TOKYO (Reuters) - Japan’s anti-nuclear movement, small and ignored by the general public, is gaining traction as a crisis at a tsunami-stricken nuclear power plant drags on for weeks with no clear end in sight.
The growing debate will make it difficult for the government to meet its target securing 50 percent of national electricity from nuclear power by 2030, up from 30 percent now.
The public has watched nervously as engineers battle radiation leaks, hydrogen explosions and overheating fuel rods at the Fukushima Daiichi plant on the northeast coast after it was hit by a 9.0 magnitude earthquake and tsunami on March 11.
With updates on the world’s worst nuclear disaster since Chernobyl in 1986 now daily fare on TV, more Japanese are questioning the safety of the quake-prone country’s 54 nuclear reactors and the government’s plans to build more.
“As a person who has had a pro-nuclear stance, I’m totally at a loss at the moment whether we should promote Japan’s nuclear policy,” Masayoshi Yoshino, an MP from Fukushima prefecture where the Daiichi plant is located, told a news conference this week.
“I know in my mind that I should decide based on the results of a thorough investigation into what has happened. But my instinct tells me ‘no more nuclear plants’,” said Yoshino, of the main opposition Liberal Democratic Party.
In Yamaguchi prefecture, western Japan, anti-nuclear groups claimed a small victory last month after work to build a new nuclear power plant in the city of Kaminoseki was suspended, prompted by concern from local authorities.
“The mood has changed,” said Tomiko Takeshige, an activist there fighting against plans for Chugoku Electric Power Co to start the plant’s operations in 2018.
“Mayors and local assembly members who have repeated the government line that these plants are safe have become silent. Ordinary people too, now come to us to say that we were right, that nuclear power plants are dangerous.”
In resource-poor Japan, the government has long emphasized the importance of nuclear power and prided itself on its nuclear expertise. In an energy plan unveiled last year, it aimed to build at least 14 new reactors by 2030.
Voters have also generally supported the role of nuclear energy in a country where nuclear reactors provide some 30 percent of electricity and have been counted on to help meet an international pledge to cut greenhouse gas emissions.

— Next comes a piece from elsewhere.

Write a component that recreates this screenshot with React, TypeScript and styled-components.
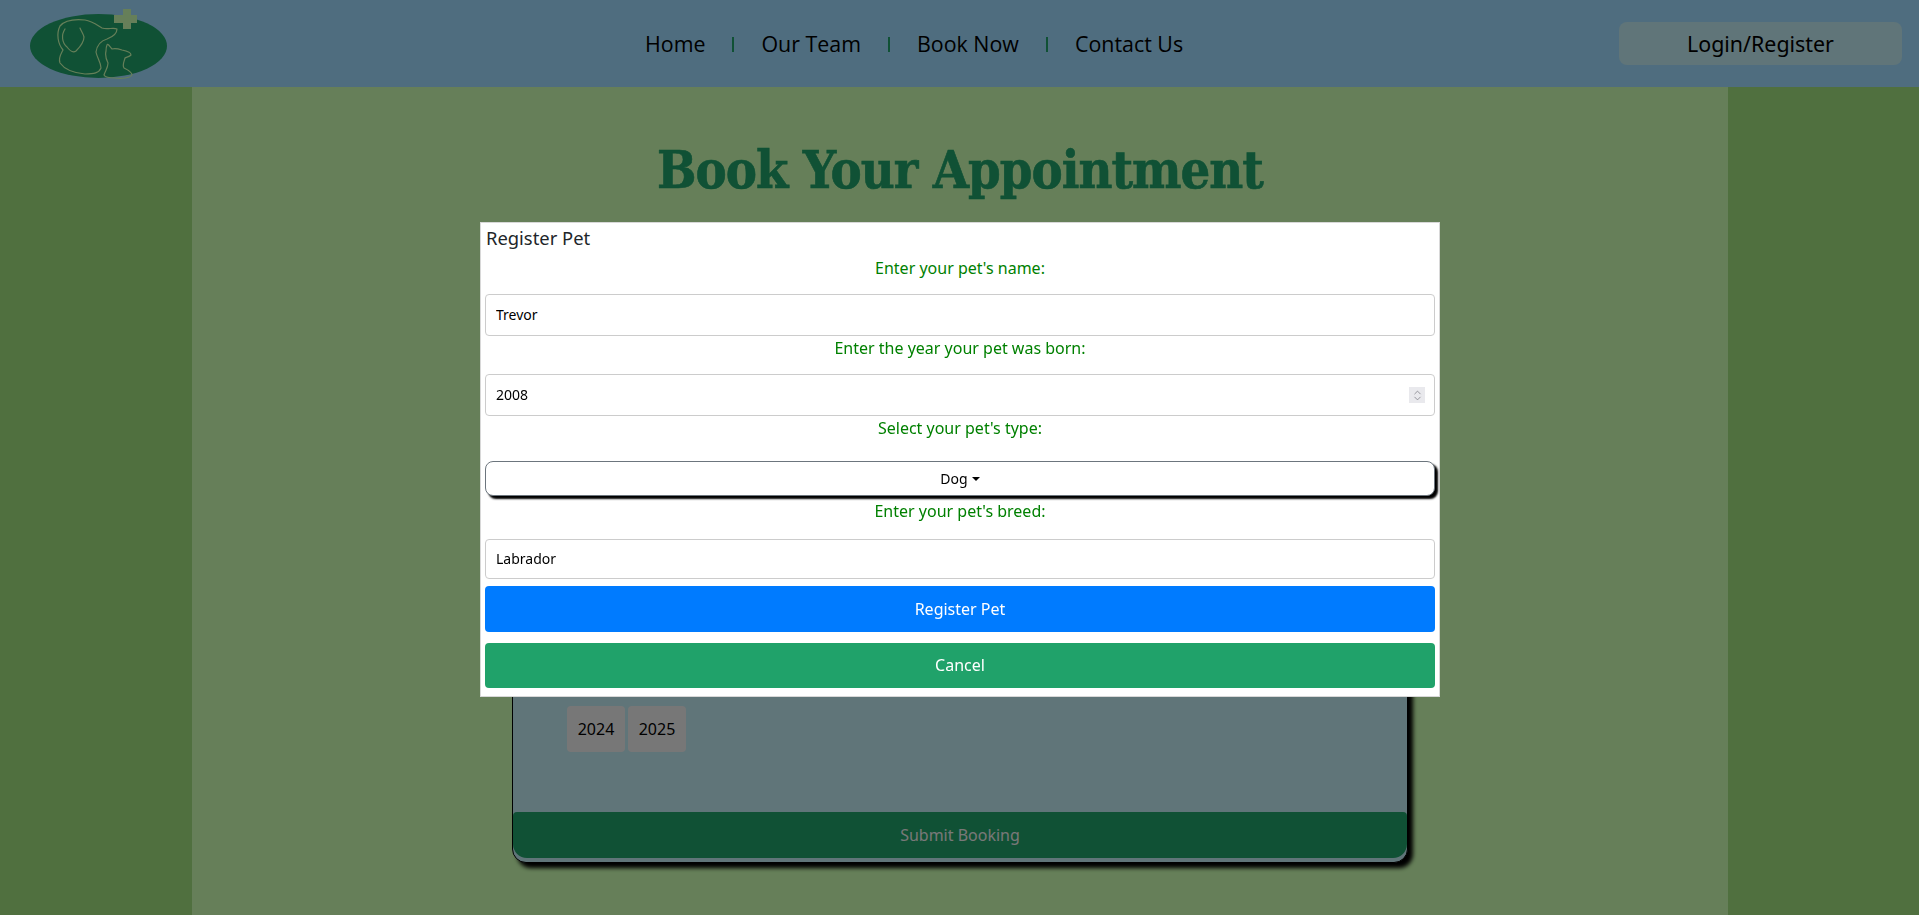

But that was before the Fukushima crisis, which has forced tens of thousands of residents to evacuate from the plant’s vicinity and sparked fears of radioactive contamination in water, fish and vegetables.
The latest disaster at first triggered little mainstream debate over nuclear policy, but Prime Minister Naoto Kan said last week that the plan for Japan to build more nuclear reactors may need to be reviewed.
In Tokyo, nuclear power policy has featured prominently in debates ahead of a gubernatorial election on Sunday.
“We must review and eventually reduce dependence on nuclear power,” candidate Hideo Higashikokubaru said this week.
He singled out the Hamaoka nuclear power plant 200 km (124 miles) southwest of Tokyo, located near the Tokai region where geologists have predicted a large quake. “All possibilities including a possible closure should be reviewed,” he said.
But for all the concerns over nuclear safety, Japan still looks a long way from a mass anti-nuclear movement.
Many rural towns are dependent on subsidies and donations doled out by the government and companies to host nuclear plants.
Kunihiro Uno, a candidate trying to oust a pro-nuclear incumbent in an election for governor of Fukui prefecture, said some voters had approached him in tears to shut down reactors but others worried about the fallout on the local finances.
With 14 reactors, Fukui, in the country’s west, has the most number of reactors than any other prefecture in Japan. For years, the prefecture has fed off what Uno calls “nuclear drugs” — subsidies that fund new schools, sports facilities and roads.
“People say nuclear power plants are scary and want to stop building new ones but there’s not much support yet to stop depending on the plants for business, public funding and energy needs,” he said in a telephone interview ahead of the election on Sunday.
“Deep down, people know it’s better not to have nuclear plants but they think about jobs and other factors, and it’s considered a necessary evil.”